- Material provided -

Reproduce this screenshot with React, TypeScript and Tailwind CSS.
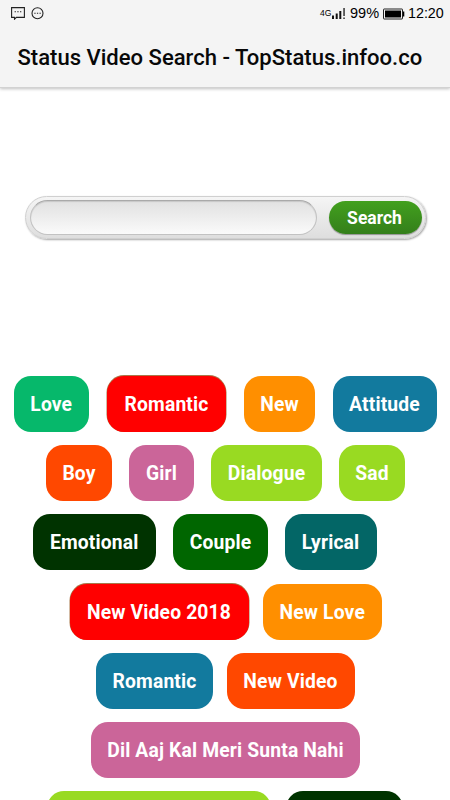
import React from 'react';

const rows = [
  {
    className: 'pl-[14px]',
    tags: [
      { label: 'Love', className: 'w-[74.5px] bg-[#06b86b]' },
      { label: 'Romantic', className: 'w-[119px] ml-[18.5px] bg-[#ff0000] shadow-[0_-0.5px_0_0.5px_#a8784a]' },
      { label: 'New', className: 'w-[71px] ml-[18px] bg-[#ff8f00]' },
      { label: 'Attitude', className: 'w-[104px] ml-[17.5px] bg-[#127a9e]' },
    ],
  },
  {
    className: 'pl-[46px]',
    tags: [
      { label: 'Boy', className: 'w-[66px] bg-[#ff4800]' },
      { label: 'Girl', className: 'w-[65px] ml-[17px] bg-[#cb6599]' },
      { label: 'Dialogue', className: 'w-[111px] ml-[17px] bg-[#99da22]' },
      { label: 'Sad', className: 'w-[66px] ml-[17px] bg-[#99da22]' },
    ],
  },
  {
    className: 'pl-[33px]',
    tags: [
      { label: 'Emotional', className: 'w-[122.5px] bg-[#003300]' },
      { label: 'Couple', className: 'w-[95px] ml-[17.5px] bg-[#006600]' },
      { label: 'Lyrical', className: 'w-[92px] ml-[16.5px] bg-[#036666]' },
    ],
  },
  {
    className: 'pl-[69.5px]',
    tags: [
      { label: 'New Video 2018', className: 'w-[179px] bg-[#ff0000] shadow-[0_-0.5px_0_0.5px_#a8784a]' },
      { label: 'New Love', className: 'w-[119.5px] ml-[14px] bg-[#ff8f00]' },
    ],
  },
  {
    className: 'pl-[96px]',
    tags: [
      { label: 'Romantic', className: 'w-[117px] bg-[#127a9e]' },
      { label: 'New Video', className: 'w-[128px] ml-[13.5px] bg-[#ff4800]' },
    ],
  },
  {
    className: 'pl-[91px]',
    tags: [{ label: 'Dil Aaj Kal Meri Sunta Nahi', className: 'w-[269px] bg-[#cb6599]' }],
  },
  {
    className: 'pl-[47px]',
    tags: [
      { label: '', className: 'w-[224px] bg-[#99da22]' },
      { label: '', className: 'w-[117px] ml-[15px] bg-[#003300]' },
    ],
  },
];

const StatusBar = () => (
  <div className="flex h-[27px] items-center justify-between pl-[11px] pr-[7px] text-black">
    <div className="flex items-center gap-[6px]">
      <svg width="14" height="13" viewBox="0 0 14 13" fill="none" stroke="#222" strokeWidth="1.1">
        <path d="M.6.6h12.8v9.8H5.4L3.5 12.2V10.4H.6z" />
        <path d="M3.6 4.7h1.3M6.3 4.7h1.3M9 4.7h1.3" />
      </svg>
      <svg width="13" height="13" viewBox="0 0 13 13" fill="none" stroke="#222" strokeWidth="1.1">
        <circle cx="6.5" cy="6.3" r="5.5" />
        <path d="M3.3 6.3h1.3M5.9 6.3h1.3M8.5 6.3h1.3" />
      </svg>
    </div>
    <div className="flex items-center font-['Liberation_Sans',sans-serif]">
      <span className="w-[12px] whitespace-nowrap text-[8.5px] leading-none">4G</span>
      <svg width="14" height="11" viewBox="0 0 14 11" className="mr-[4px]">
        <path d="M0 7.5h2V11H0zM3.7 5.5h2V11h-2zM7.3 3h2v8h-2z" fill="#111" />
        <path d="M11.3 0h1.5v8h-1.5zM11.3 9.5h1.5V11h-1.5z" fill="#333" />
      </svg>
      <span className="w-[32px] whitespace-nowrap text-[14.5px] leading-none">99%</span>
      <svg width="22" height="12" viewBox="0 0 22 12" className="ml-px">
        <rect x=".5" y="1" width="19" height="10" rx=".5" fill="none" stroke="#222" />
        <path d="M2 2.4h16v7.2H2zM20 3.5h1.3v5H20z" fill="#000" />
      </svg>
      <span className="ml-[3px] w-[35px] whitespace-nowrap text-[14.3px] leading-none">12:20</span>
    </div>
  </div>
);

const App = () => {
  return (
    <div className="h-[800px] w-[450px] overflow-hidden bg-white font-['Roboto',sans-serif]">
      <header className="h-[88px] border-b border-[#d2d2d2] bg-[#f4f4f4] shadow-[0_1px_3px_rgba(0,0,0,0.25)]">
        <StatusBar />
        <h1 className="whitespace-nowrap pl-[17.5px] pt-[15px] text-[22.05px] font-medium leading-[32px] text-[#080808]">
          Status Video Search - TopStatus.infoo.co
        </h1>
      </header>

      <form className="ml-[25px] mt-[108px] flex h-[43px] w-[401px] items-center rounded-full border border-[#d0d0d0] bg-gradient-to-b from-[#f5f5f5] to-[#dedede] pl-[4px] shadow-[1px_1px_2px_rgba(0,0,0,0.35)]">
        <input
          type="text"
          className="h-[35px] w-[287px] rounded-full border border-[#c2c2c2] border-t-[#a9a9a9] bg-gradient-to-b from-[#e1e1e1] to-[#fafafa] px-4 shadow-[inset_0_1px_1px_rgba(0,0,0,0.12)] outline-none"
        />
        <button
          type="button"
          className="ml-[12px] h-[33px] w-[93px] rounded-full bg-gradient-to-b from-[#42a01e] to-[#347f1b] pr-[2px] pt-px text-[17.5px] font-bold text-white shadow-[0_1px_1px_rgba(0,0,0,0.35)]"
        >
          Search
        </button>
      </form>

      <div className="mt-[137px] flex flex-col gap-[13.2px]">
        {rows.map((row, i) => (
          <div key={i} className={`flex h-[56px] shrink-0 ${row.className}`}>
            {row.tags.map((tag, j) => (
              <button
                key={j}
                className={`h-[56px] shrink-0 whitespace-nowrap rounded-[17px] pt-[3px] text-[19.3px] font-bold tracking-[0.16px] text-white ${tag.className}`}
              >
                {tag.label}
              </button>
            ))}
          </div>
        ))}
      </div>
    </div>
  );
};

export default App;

* * *

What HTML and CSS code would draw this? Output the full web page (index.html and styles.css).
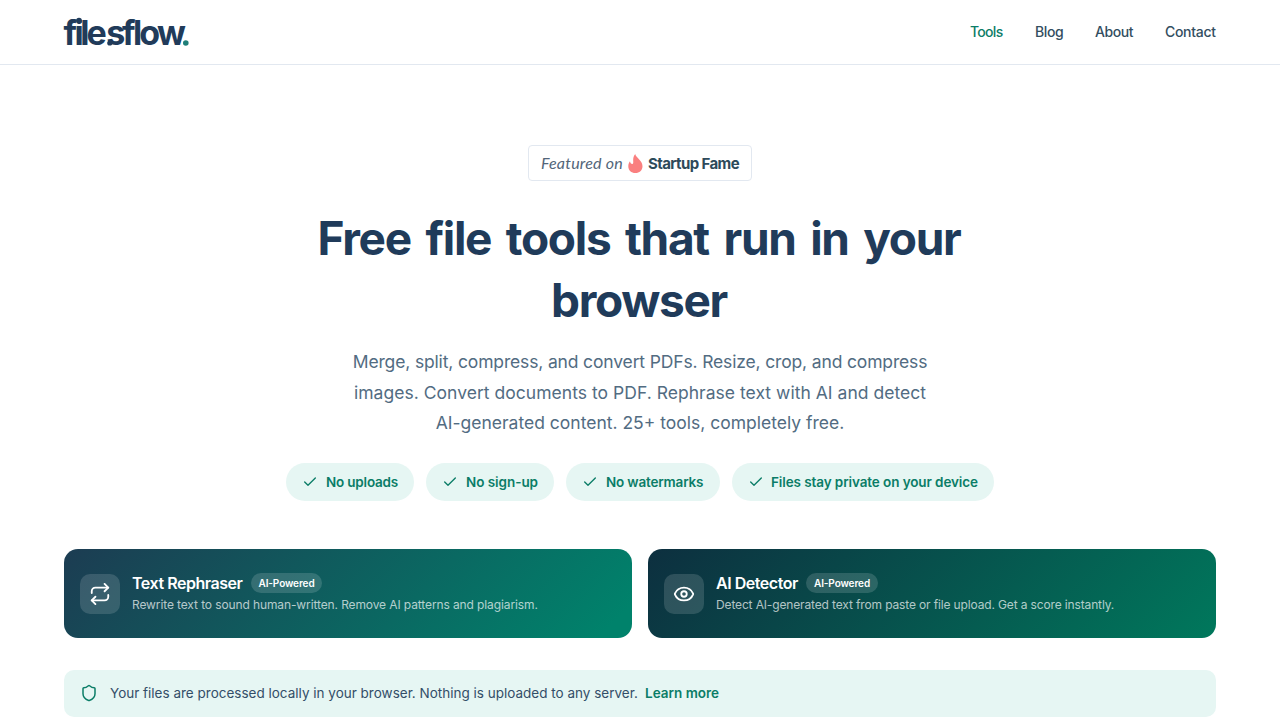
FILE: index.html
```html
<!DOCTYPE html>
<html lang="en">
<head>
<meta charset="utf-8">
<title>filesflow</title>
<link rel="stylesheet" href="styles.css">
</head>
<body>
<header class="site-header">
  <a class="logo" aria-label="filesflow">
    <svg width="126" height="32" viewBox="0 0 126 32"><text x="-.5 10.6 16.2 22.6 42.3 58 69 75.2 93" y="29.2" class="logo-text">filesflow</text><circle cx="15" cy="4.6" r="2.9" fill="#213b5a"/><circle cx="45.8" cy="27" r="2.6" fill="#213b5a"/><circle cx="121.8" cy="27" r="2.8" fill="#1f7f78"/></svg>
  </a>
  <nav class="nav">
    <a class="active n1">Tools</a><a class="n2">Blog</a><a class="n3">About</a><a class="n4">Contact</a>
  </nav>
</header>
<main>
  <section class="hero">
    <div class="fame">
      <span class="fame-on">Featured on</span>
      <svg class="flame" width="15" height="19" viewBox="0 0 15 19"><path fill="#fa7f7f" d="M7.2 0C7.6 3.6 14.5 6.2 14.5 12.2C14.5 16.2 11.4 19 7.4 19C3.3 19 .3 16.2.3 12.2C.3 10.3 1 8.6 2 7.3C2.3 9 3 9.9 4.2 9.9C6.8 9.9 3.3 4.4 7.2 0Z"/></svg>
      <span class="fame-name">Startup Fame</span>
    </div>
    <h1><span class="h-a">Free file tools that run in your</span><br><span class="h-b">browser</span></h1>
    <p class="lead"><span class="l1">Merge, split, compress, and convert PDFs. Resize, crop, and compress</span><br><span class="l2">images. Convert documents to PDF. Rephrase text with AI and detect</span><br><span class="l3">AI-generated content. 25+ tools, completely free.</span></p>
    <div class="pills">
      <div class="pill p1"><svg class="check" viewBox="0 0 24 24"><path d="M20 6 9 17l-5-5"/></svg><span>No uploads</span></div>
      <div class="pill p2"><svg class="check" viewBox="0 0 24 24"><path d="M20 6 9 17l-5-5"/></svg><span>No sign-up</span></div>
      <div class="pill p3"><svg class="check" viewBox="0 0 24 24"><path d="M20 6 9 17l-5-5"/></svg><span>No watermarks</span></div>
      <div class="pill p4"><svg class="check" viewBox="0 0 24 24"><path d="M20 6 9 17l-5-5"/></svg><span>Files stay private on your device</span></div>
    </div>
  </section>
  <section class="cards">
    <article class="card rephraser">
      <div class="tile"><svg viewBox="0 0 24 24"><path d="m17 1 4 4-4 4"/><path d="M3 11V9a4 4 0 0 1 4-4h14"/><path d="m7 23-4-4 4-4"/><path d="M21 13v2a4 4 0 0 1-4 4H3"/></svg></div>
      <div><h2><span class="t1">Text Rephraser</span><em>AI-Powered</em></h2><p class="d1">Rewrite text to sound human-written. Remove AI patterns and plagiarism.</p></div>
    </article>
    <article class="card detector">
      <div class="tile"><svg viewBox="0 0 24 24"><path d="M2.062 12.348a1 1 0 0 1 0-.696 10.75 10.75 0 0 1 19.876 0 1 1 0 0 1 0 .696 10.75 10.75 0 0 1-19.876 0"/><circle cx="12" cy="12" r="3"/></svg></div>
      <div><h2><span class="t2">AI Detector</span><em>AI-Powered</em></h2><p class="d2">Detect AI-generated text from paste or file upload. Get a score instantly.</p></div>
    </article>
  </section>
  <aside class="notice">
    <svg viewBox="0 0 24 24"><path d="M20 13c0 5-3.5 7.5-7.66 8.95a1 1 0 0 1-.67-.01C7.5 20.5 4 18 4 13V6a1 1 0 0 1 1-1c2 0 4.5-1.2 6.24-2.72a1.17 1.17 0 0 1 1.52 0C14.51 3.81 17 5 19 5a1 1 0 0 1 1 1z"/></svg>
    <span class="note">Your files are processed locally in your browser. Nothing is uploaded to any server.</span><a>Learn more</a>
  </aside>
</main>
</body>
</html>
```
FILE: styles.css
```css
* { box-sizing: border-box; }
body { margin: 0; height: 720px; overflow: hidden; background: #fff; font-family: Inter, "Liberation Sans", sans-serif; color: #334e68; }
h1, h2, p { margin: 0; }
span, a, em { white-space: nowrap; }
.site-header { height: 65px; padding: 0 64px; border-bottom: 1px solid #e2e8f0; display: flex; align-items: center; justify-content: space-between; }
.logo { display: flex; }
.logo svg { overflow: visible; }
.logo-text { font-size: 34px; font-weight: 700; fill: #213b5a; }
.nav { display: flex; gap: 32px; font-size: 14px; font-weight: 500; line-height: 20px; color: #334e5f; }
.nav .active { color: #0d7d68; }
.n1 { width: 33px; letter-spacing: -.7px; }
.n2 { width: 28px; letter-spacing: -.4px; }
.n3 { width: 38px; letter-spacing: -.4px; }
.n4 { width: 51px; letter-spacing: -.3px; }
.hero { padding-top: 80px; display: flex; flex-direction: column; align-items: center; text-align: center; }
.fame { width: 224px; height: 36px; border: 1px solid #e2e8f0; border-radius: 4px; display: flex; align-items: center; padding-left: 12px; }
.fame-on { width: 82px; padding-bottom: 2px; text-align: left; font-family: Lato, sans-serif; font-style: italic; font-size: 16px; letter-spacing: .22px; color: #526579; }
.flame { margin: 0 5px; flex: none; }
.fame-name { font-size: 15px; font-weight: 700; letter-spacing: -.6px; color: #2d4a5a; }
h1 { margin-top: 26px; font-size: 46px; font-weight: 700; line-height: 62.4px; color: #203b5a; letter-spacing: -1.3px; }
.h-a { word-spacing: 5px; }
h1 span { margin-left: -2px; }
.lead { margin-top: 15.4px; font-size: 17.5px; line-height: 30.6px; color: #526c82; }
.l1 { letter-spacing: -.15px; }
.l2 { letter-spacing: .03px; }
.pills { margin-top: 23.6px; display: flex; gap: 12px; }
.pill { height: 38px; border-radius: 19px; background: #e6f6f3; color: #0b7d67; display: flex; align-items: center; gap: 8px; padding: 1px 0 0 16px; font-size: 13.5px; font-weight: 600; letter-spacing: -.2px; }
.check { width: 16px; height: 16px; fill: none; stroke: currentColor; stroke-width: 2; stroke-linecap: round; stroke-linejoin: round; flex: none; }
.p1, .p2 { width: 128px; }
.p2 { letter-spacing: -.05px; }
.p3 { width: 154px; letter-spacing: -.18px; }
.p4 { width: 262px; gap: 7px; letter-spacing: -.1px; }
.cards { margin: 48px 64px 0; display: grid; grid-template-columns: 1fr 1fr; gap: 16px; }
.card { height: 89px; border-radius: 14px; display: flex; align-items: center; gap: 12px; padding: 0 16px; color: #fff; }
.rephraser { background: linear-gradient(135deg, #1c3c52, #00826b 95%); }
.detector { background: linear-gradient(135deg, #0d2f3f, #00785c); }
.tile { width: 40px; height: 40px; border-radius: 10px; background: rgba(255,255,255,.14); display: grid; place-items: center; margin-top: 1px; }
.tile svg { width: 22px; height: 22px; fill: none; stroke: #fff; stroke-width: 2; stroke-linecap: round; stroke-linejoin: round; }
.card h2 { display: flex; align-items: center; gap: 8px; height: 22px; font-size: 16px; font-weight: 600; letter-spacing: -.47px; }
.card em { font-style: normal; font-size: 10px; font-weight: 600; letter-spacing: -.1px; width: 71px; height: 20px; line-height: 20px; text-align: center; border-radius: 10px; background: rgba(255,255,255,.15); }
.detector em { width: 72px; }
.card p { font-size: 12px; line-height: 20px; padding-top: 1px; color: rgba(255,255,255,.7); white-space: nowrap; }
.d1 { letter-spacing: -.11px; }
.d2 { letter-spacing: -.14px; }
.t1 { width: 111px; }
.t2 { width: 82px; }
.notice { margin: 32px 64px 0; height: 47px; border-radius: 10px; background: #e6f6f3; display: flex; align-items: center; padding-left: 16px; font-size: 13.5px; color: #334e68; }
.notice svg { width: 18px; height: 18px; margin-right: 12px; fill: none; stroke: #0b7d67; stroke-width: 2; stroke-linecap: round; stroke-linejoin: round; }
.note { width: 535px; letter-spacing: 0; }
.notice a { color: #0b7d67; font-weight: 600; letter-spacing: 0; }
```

- Task to carry out -
Look above for the line with "Reproduce this screenshot" and the line with "import React from 'react';"; set down those two lines and all lines between them exactly, without pictures and without anything else.

- Answer for the task -
Reproduce this screenshot with React, TypeScript and Tailwind CSS.
import React from 'react';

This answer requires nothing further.